Various notions of best approximation property in spaces of Bochner integrable functions

TL;DR

This paper investigates various approximation properties in spaces of Bochner integrable functions, establishing equivalences and introducing the concept of uniform proximinality, with applications to subspace structures and examples.

Contribution

It characterizes when proximinal properties are preserved in Bochner spaces and introduces the new notion of uniform proximinality with multiple examples.

Findings

Proximinal properties in subspaces are equivalent in Bochner spaces for certain p-values.

Uniform proximinality is a new concept with several examples provided.

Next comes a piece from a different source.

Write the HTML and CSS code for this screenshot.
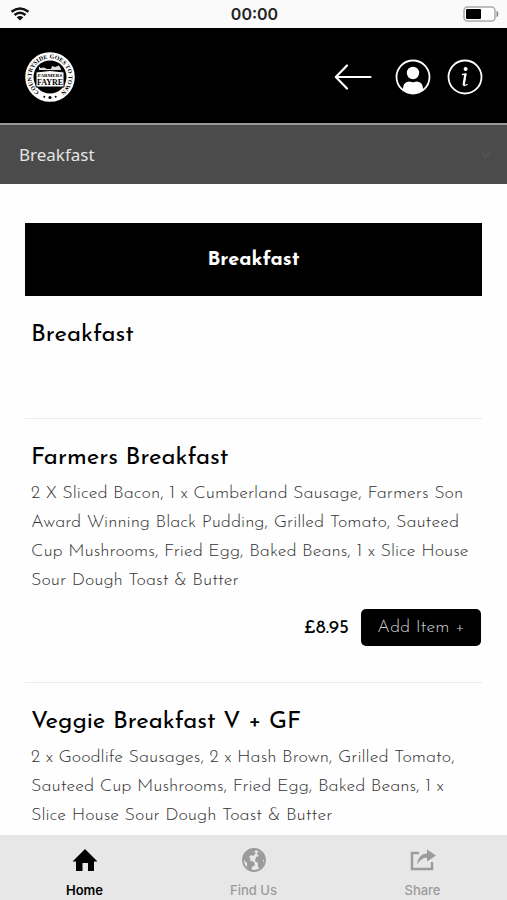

Preservation of proximinality in Bochner spaces depends on separability and other conditions.

Abstract

We derive that for a separable proximinal subspace $Y$ of $X$, $Y$ is strongly proximinal (strongly ball proximinal) if and only if for $1\leq p< \infty$, $L_p(I,Y)$ is strongly proximinal (strongly ball proximinal) in $L_p(I,X)$. Case for $p=\infty$ follows from stronger assumption on $Y$ in $X$ (uniform proximinality). It is observed that for a separable proximinal subspace $Y$ in $X$, $Y$ is ball proximinal in $X$ if and only if $L_p(I,Y)$ is ball proximinal in $L_p(I,X)$ for $1\leq p\leq\infty$. Our observations also include the fact that for any (strongly) proximinal subspace $Y$ of $X$, if every separable subspace of $Y$ is ball (strongly) proximinal in $X$ then $L_p(I,Y)$ is ball (strongly) proximinal in $L_p(I,X)$ for $1\leq p<\infty$. We introduce the notion of uniform proximinality of a closed convex set in a Banach space, which is wrongly defined in \cite{LZ}. Several examples are given having this property, viz. any $U$-subspace of a Banach space, closed unit ball $B_X$ of a space with $3.2.I.P$, closed unit ball of any M-ideal of a space with $3.2.I.P.$ are uniformly proximinal. A new class of examples are given having this property.